*Instructions for the task*
Type again, exactly, the lines below from the start through the line that includes "import React from".

━━━━

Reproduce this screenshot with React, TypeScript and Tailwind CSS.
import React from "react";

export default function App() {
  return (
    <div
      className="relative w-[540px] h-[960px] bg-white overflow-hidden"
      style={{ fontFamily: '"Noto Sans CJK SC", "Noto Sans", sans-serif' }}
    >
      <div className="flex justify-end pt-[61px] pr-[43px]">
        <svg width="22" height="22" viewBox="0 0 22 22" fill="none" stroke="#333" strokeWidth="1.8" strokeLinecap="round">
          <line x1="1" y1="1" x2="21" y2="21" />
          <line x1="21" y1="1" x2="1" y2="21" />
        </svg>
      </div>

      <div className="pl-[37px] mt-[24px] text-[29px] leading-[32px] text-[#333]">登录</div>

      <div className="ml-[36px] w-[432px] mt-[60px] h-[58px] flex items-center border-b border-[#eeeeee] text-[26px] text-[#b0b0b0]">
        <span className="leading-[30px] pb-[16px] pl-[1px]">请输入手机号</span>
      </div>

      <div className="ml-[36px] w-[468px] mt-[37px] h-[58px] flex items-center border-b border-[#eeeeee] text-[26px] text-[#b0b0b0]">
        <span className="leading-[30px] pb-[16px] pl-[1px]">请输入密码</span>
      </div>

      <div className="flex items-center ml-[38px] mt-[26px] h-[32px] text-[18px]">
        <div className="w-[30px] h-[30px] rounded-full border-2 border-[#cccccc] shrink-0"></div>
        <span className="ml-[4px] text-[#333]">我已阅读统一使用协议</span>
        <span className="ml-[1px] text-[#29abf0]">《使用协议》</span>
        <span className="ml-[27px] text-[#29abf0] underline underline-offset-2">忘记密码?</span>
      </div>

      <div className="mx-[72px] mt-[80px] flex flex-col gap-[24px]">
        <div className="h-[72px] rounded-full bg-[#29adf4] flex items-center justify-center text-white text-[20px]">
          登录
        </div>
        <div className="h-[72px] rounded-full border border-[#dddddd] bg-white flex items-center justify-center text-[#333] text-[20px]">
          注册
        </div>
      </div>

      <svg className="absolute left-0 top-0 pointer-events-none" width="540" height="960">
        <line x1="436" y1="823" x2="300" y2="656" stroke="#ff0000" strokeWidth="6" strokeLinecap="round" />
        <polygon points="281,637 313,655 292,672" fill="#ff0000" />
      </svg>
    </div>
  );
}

━━━━

*Full answer*
Reproduce this screenshot with React, TypeScript and Tailwind CSS.
import React from "react";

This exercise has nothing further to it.